Upstate professor leads team to develop, launch first ECMO Specialist Certification exam

An Upstate Medical University professor led a team of specialists from across the country to develop the first certification exam for an advanced piece of operating room equipment that is being used frequently with severely ill COVID-19 patients.

Jeffrey Riley, MHPE, CCP Emeritus, LP, is a research associate professor in the department of cardiovascular perfusion at Upstate. Riley has been a perfusionist—the person who operates the heart-lung machines during open-heart surgery and life-support equipment in the ICU—for 46 years, with most of his career spent at the Mayo Clinic.

For the last decade, Riley has been working with the American Society of Extracorporeal Technology to develop an official certification for the operation of a common tool used by perfusionists: the ECMO machine. ECMO stands for extracorporeal membrane oxygenation. The ECMO machine handles oxygen delivery to the patient’s body, allowing a person’s lungs to rest and heal. Patients can rely on an ECMO machine for a few hours or weeks at a time. The device has been in high demand – right along with ventilators – for some of the most severely ill COVID-19 patients, Riley said.

Any number of health professionals can operate one as an ECMO specialist—a nurse, doctor, respiratory therapist or perfusionist—which can lead to different methods of operating the machine.

“Depending on who was training you, you could be a better, safer, more flexible ECMO specialist,” Riley said. “We started realizing there was a lot of variation in job performance, which lead to variation in accidents, incidents and complications.”

Riley spent 13 months working with 19 ECMO experts across the country to develop an exam to award an official ECMO Specialist certification from the American Society of Extracorporeal Technology. The team, which included fellow Upstate professors and certified clinical perfusionists Edward M. Darling, MS, CCP, and Bruce E. Searles, MS, CCP, documented its entire certification exam creation process, which was recently published in The Journal of ExtraCorporeal Technology.
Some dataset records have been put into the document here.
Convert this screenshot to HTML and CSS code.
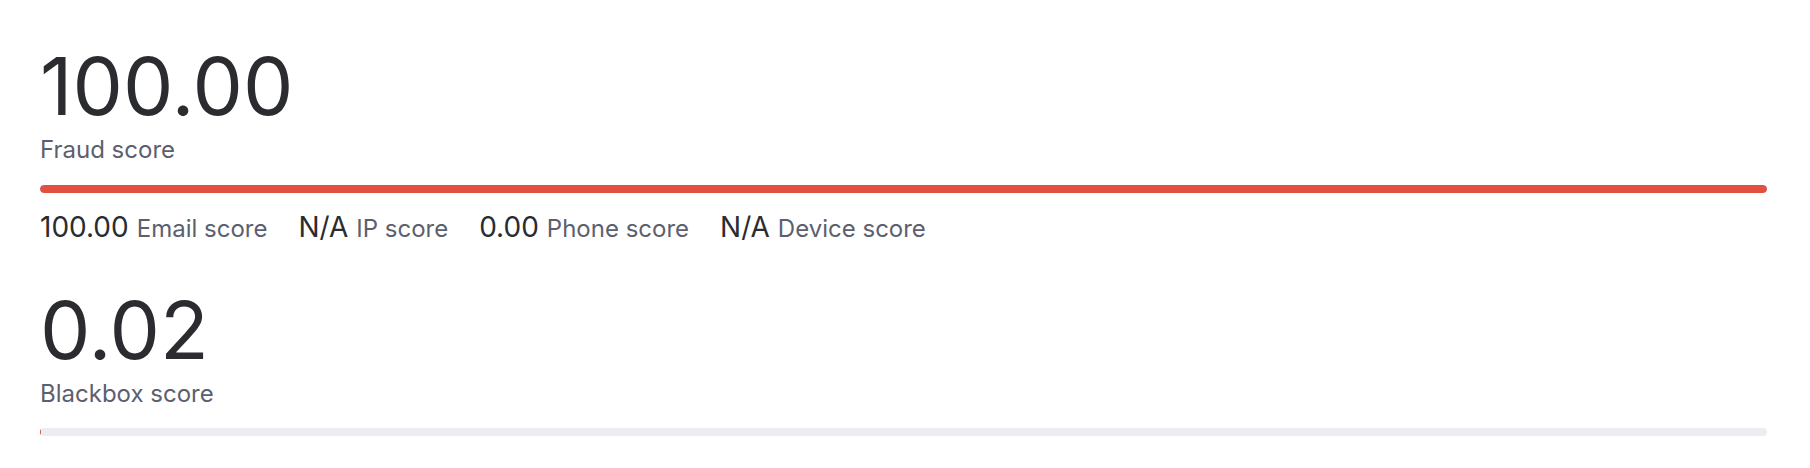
FILE: index.html
```html
<!DOCTYPE html>
<html lang="en">
<head>
    <meta charset="UTF-8">
    <meta name="viewport" content="width=device-width, initial-scale=1.0">
    <title>Scores</title>
    <link rel="stylesheet" href="styles.css">
</head>
<body>

    <div class="scores">
        <div class="score-block">
            <div class="score-value">100.00</div>
            <div class="score-label">Fraud score</div>
            <div class="bar">
                <div class="bar-fill" style="width: 100%"></div>
            </div>
            <div class="sub-scores">
                <span class="sub-score"><span class="sub-value">100.00</span><span class="sub-label">Email score</span></span>
                <span class="sub-score"><span class="sub-value">N/A</span><span class="sub-label">IP score</span></span>
                <span class="sub-score"><span class="sub-value">0.00</span><span class="sub-label">Phone score</span></span>
                <span class="sub-score"><span class="sub-value">N/A</span><span class="sub-label">Device score</span></span>
            </div>
        </div>

        <div class="score-block blackbox">
            <div class="score-value">0.02</div>
            <div class="score-label">Blackbox score</div>
            <div class="bar">
                <div class="bar-fill" style="width: 0.02%"></div>
            </div>
        </div>
    </div>

</body>
</html>
```

FILE: styles.css
```css
body {
    font-family: "Inter", "Liberation Sans", sans-serif;
    background: #fff;
    color: #2b2c30;
    margin: 0;
    padding: 0;
}

.scores {
    padding: 36px 43px 0 40px;
}

.score-value {
    font-size: 80px;
    line-height: 100px;
    color: #2b2c30;
}

.score-label {
    font-size: 24px;
    line-height: 28px;
    color: #5c5f6e;
}

.bar {
    height: 8px;
    margin-top: 21px;
    border-radius: 4px;
    background: #ececf1;
    overflow: hidden;
}

.bar-fill {
    height: 100%;
    border-radius: 4px;
    background: #e34f40;
}

.sub-scores {
    display: flex;
    align-items: baseline;
    gap: 31px;
    margin-top: 20px;
    line-height: 28px;
}

.sub-score {
    display: flex;
    align-items: baseline;
    gap: 8px;
}

.sub-value {
    font-size: 28px;
    color: #2b2c30;
}

.sub-label {
    font-size: 24px;
    color: #5c5f6e;
}

.blackbox {
    margin-top: 37px;
}

.blackbox .bar {
    margin-top: 20px;
}
```
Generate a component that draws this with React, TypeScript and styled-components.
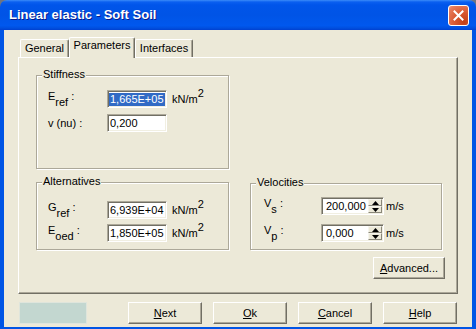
import React from "react";
import styled, { createGlobalStyle } from "styled-components";

const GlobalStyle = createGlobalStyle`
  html, body { margin: 0; padding: 0; }
  body {
    background: #6f7480;
    font-family: "Liberation Sans", Arial, sans-serif;
    font-size: 11px;
    color: #000;
  }
`;

const Viewport = styled.div`
  width: 476px;
  height: 329px;
  overflow: hidden;
  background: #6f7480;
`;

const Window = styled.div`
  width: 476px;
  height: 331px;
  display: flex;
  flex-direction: column;
`;

const TitleBar = styled.div`
  height: 30px;
  flex: none;
  box-sizing: border-box;
  display: flex;
  align-items: center;
  justify-content: space-between;
  padding: 0 7px 0 9px;
  border-radius: 7px 7px 0 0;
  background: linear-gradient(
    180deg,
    #3b8cf9 0,
    #0a5ff0 2px,
    #0055ea 5px,
    #0054e6 50%,
    #0058ee 85%,
    #0050e0 93%,
    #0040d0 100%
  );
`;

const Title = styled.div`
  font-family: "Liberation Sans", Arial, sans-serif;
  font-weight: bold;
  font-size: 13px;
  color: #fff;
  text-shadow: 1px 1px #0a1a8a;
  line-height: 16px;
`;

const CloseButton = styled.div`
  width: 21px;
  height: 21px;
  box-sizing: border-box;
  border: 1px solid #fff;
  border-radius: 3px;
  display: flex;
  align-items: center;
  justify-content: center;
  background: radial-gradient(circle at 80% 85%, #c33f16 0%, #d95a33 45%, #e77c5c 85%, #f0a088 100%);
`;

const Frame = styled.div`
  flex: 1;
  display: flex;
  flex-direction: column;
  background: #ece9d8;
  border-left: 4px solid #0055e5;
  border-right: 4px solid #0055e5;
  border-bottom: 4px solid #0055e5;
  padding: 7px 14px 0 14px;
`;

const TabStrip = styled.div`
  display: flex;
  align-items: flex-end;
  height: 20px;
  padding-left: 2px;
  position: relative;
  z-index: 1;
`;

const Tab = styled.div<{ $w: number; $active?: boolean }>`
  width: ${(p) => p.$w}px;
  height: ${(p) => (p.$active ? 21 : 18)}px;
  margin-bottom: ${(p) => (p.$active ? -1 : 0)}px;
  box-sizing: border-box;
  background: #ece9d8;
  border-top: 1px solid #fff;
  border-left: 1px solid #fff;
  border-right: 1px solid #716f64;
  border-radius: 2px 2px 0 0;
  box-shadow: inset -1px 0 #aca899;
  display: flex;
  justify-content: center;
  padding-top: ${(p) => (p.$active ? 1 : 2)}px;
  font-size: 11px;
  line-height: 13px;
`;

const Panel = styled.div`
  height: 237px;
  box-sizing: border-box;
  border-top: 1px solid #fff;
  border-left: 1px solid #fff;
  border-right: 1px solid #716f64;
  border-bottom: 1px solid #716f64;
  box-shadow: inset -1px -1px #aca899;
  padding: 17px 13px 0 17px;
  display: flex;
  flex-direction: column;
`;

const GroupRow = styled.div<{ $mt?: number }>`
  display: flex;
  align-items: flex-start;
  gap: 21px;
  margin-top: ${(p) => p.$mt ?? 0}px;
`;

const Group = styled.div<{ $w: number; $h: number; $pad: number; $mt?: number }>`
  width: ${(p) => p.$w - 1}px;
  height: ${(p) => p.$h - 1}px;
  margin-top: ${(p) => p.$mt ?? 0}px;
  box-sizing: border-box;
  border: 1px solid #aca899;
  box-shadow: inset 1px 1px #fff, 1px 1px 0 #fff;
  display: flex;
  flex-direction: column;
  padding-left: ${(p) => p.$pad}px;
`;

const GroupTitle = styled.div<{ $pad: number }>`
  align-self: flex-start;
  margin: -8px 0 0 ${(p) => 5 - p.$pad}px;
  padding: 0 1px;
  background: #ece9d8;
  line-height: 13px;
  font-size: 11px;
`;

const Rows = styled.div<{ $top: number; $gap: number }>`
  display: flex;
  flex-direction: column;
  gap: ${(p) => p.$gap}px;
  margin-top: ${(p) => p.$top}px;
`;

const FieldRow = styled.div`
  display: flex;
  align-items: center;
  height: 18px;
`;

const Label = styled.div<{ $w: number }>`
  width: ${(p) => p.$w}px;
  flex: none;
  line-height: 13px;
  white-space: nowrap;
`;

const Sub = styled.span`
  vertical-align: -6px;
`;

const Edit = styled.div`
  width: 60px;
  height: 18px;
  flex: none;
  box-sizing: border-box;
  border: 1px solid;
  border-color: #aca899 #fff #fff #aca899;
  box-shadow: inset 1px 1px #716f64, inset -1px -1px #f1efe2;
  background: #fff;
  padding: 1px 1px 1px 2px;
  display: flex;
  align-items: center;
  line-height: 13px;
  white-space: nowrap;
  overflow: hidden;
`;

const Selected = styled.span`
  background: #316ac5;
  color: #fff;
  margin-left: -1px;
  padding: 0 1px;
`;

const Unit = styled.div<{ $ml: number }>`
  margin-left: ${(p) => p.$ml}px;
  line-height: 13px;
  white-space: nowrap;
`;

const Sup = styled.span`
  vertical-align: 6px;
  line-height: 0;
`;

const Spin = styled.div`
  width: 63px;
  height: 18px;
  flex: none;
  box-sizing: border-box;
  border: 1px solid;
  border-color: #aca899 #fff #fff #aca899;
  box-shadow: inset 1px 1px #716f64, inset -1px -1px #f1efe2;
  background: #fff;
  padding: 1px;
  display: flex;
`;

const SpinText = styled.div`
  flex: 1;
  padding-left: 3px;
  display: flex;
  align-items: center;
  line-height: 13px;
`;

const SpinButtons = styled.div`
  width: 14px;
  display: flex;
  flex-direction: column;
`;

const SpinBtn = styled.div`
  flex: 1;
  box-sizing: border-box;
  background: #ece9d8;
  border: 1px solid;
  border-color: #f6f5ee #8a877a #8a877a #f6f5ee;
  display: flex;
  align-items: center;
  justify-content: center;
`;

const ActionRow = styled.div<{ $mt: number }>`
  display: flex;
  justify-content: flex-end;
  margin-top: ${(p) => p.$mt}px;
  margin-right: -1px;
`;

const Button = styled.div<{ $w: number }>`
  width: ${(p) => p.$w}px;
  height: 22px;
  box-sizing: border-box;
  background: #ece9d8;
  border: 1px solid;
  border-color: #fff #716f64 #716f64 #fff;
  box-shadow: inset -1px -1px #aca899;
  display: flex;
  align-items: center;
  justify-content: center;
  line-height: 13px;
  font-size: 11px;
`;

const Mn = styled.span`
  text-decoration: underline;
  text-underline-offset: 1px;
`;

const BottomBar = styled.div`
  display: flex;
  align-items: center;
  margin-top: 8px;
  padding-left: 1px;
  padding-right: 1px;
  gap: 11px;
`;

const StatusBox = styled.div`
  width: 68px;
  height: 22px;
  box-sizing: border-box;
  background: #c3d7d0;
  border: 1px solid #dfe5dc;
  margin-right: auto;
`;

const Arrow = ({ up }: { up?: boolean }) => (
  <svg width="7" height="4" viewBox="0 0 7 4">
    <path d={up ? "M3.5 0 L7 4 L0 4 Z" : "M0 0 L7 0 L3.5 4 Z"} fill="#000" />
  </svg>
);

const SpinBox = ({ value }: { value: string }) => (
  <Spin>
    <SpinText>{value}</SpinText>
    <SpinButtons>
      <SpinBtn>
        <Arrow up />
      </SpinBtn>
      <SpinBtn>
        <Arrow />
      </SpinBtn>
    </SpinButtons>
  </Spin>
);

const KN = () => (
  <Unit $ml={5}>
    kN/m<Sup>2</Sup>
  </Unit>
);

export default function App() {
  return (
    <>
      <GlobalStyle />
      <Viewport>
        <Window>
          <TitleBar>
            <Title>Linear elastic - Soft Soil</Title>
            <CloseButton>
              <svg width="11" height="11" viewBox="0 0 11 11">
                <path d="M1.5 1.5 L9.5 9.5 M9.5 1.5 L1.5 9.5" stroke="#fff" strokeWidth="2" strokeLinecap="square" />
              </svg>
            </CloseButton>
          </TitleBar>
          <Frame>
            <TabStrip>
              <Tab $w={49}>General</Tab>
              <Tab $w={66} $active>
                Parameters
              </Tab>
              <Tab $w={58}>Interfaces</Tab>
            </TabStrip>
            <Panel>
              <GroupRow>
                <Group $w={194} $h={95} $pad={11}>
                  <GroupTitle $pad={11}>Stiffness</GroupTitle>
                  <Rows $top={9} $gap={6}>
                    <FieldRow>
                      <Label $w={59}>
                        E<Sub>ref</Sub> :
                      </Label>
                      <Edit>
                        <Selected>1,665E+05</Selected>
                      </Edit>
                      <KN />
                    </FieldRow>
                    <FieldRow>
                      <Label $w={59}>v (nu) :</Label>
                      <Edit>0,200</Edit>
                    </FieldRow>
                  </Rows>
                </Group>
              </GroupRow>
              <GroupRow $mt={13}>
                <Group $w={194} $h={69} $pad={11}>
                  <GroupTitle $pad={11}>Alternatives</GroupTitle>
                  <Rows $top={13} $gap={5}>
                    <FieldRow>
                      <Label $w={59}>
                        G<Sub>ref</Sub> :
                      </Label>
                      <Edit>6,939E+04</Edit>
                      <KN />
                    </FieldRow>
                    <FieldRow>
                      <Label $w={59}>
                        E<Sub>oed</Sub> :
                      </Label>
                      <Edit>1,850E+05</Edit>
                      <KN />
                    </FieldRow>
                  </Rows>
                </Group>
                <Group $w={193} $h={68} $pad={13} $mt={1}>
                  <GroupTitle $pad={13}>Velocities</GroupTitle>
                  <Rows $top={8} $gap={9}>
                    <FieldRow>
                      <Label $w={57}>
                        V<Sub>s</Sub> :
                      </Label>
                      <SpinBox value="200,000" />
                      <Unit $ml={2}>m/s</Unit>
                    </FieldRow>
                    <FieldRow>
                      <Label $w={57}>
                        V<Sub>p</Sub> :
                      </Label>
                      <SpinBox value="0,000" />
                      <Unit $ml={2}>m/s</Unit>
                    </FieldRow>
                  </Rows>
                </Group>
              </GroupRow>
              <ActionRow $mt={7}>
                <Button $w={72}>
                  <Mn>A</Mn>dvanced...
                </Button>
              </ActionRow>
            </Panel>
            <BottomBar>
              <StatusBox />
              <Button $w={74}>
                <Mn>N</Mn>ext
              </Button>
              <Button $w={74}>
                <Mn>O</Mn>k
              </Button>
              <Button $w={74}>
                <Mn>C</Mn>ancel
              </Button>
              <Button $w={74}>
                <Mn>H</Mn>elp
              </Button>
            </BottomBar>
          </Frame>
        </Window>
      </Viewport>
    </>
  );
}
The 100-question test, which covers more than 700 skills, abilities and knowledge points, was offered for the first time this spring, Riley said. The exam costs $150 and is offered online with a neutral exam proctor present, usually a librarian or human resources staff person. To date, more than 175 specialists have taken the exam with an average score of 84 percent and an 86 percent pass rate.
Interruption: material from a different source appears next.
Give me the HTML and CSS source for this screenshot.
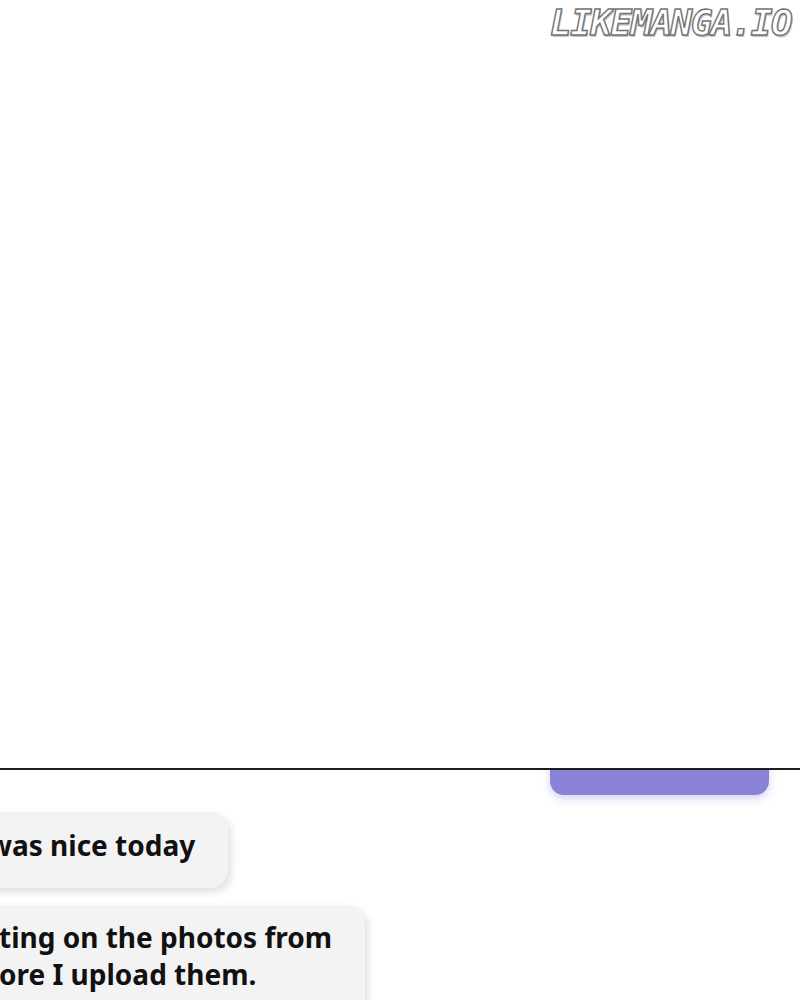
FILE: index.html
```html
<!DOCTYPE html>
<html lang="en">
<head>
    <meta charset="UTF-8">
    <meta name="viewport" content="width=device-width, initial-scale=1.0">
    <title>LikeManga</title>
    <link rel="stylesheet" href="styles.css">
</head>
<body>

<section class="panel-top">
    <div class="watermark">LIKEMANGA.IO</div>
</section>

<section class="panel-chat">
    <div class="send-row">
        <div class="send-btn"></div>
    </div>
    <div class="messages">
        <div class="bubble bubble-short">was nice today</div>
        <div class="bubble bubble-long">ting on the photos from<br>ore I upload them.</div>
    </div>
</section>

</body>
</html>
```

FILE: styles.css
```css
body {
    margin: 0;
    padding: 0;
    background: #fff;
    font-family: "Noto Sans", "Open Sans", sans-serif;
    overflow: hidden;
}
.panel-top {
    height: 770px;
    box-sizing: border-box;
    border-bottom: 2px solid #1e1e1e;
    display: flex;
    justify-content: flex-end;
    align-items: flex-start;
}
.watermark {
    font-family: "DejaVu Sans Mono", monospace;
    font-weight: bold;
    font-style: italic;
    font-size: 36px;
    line-height: 1;
    letter-spacing: -1.6px;
    color: #fff;
    -webkit-text-stroke: 1.4px #747474;
    text-shadow: 1px 2px 0 #c4c4c4;
    margin-top: 5px;
    margin-right: 9px;
}
.panel-chat {
    height: 230px;
    overflow: hidden;
}
.send-row {
    display: flex;
    justify-content: flex-end;
    padding: 0 31px 10px 0;
}
.send-btn {
    width: 219px;
    height: 60px;
    margin-top: -35px;
    background: #8983d8;
    border-radius: 14px;
    box-shadow: 0 4px 8px rgba(120, 110, 220, 0.3);
}
.messages {
    display: flex;
    flex-direction: column;
    align-items: flex-start;
    gap: 17px;
    margin-top: 7px;
    margin-left: -40px;
}
.bubble {
    background: #f3f3f3;
    color: #111;
    font-weight: bold;
    font-size: 28px;
    line-height: 37px;
    padding: 15px 33px 24px 34px;
    border-radius: 18px;
    box-shadow: 3px 4px 8px rgba(0, 0, 0, 0.13);
    white-space: nowrap;
}
.bubble-short {
    text-indent: -6px;
}
.bubble-long {
    padding-left: 39px;
    padding-top: 14px;
}
```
That score is about what the team expected, Riley said, and he’s been pleasantly surprised with how many doctors have taken the exam.
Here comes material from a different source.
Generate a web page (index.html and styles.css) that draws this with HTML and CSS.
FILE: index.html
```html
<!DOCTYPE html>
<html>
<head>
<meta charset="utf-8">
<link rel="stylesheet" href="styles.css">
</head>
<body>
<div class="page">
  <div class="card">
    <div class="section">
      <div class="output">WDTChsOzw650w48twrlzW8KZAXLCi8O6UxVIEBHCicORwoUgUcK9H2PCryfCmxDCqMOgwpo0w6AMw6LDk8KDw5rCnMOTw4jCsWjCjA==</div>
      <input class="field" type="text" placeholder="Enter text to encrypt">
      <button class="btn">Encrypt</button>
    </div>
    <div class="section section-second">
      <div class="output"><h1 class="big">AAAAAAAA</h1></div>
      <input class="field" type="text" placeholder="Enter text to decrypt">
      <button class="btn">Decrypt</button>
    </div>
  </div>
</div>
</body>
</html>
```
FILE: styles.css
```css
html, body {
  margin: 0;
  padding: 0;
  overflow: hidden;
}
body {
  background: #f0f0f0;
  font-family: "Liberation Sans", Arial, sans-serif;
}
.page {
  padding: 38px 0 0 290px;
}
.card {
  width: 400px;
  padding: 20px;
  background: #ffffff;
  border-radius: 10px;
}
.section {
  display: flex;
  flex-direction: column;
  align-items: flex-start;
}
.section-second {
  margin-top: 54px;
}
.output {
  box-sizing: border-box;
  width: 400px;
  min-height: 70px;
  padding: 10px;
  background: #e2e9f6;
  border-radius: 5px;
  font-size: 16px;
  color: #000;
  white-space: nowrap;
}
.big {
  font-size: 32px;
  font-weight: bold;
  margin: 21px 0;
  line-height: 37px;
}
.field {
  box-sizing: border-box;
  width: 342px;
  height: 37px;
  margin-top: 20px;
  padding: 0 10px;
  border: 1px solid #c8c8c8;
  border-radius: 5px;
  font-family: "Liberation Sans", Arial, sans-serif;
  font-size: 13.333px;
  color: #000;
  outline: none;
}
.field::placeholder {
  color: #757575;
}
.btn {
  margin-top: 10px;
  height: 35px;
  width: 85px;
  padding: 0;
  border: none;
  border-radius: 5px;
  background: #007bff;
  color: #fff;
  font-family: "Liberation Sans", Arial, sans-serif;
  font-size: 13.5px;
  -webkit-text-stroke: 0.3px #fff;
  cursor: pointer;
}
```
The new certification is especially important as the perfusionist field is not as big as the demand, especially during the pandemic, Riley said. The Upstate Clinical Perfusion Program is one of only 17 programs in the United States. Those programs graduate about 250 perfusionists a year, adding to 5,000 perfusionists across the country. The ECMO certification requires a re-certification process every two years.

For more information or to apply to take the exam, visit: http://intbbm.org/ces-certification/.

Caption: From left, Bruce E. Searles, MS, CCP; Jeffrey Riley, MHPE, CCP Emeritus, LP; and Edward M. Darling, MS, CCP. With them are two types of ECMO machines used at Upstate. Riley, at center, holds an oxygenator, which is component of an ECMO machine.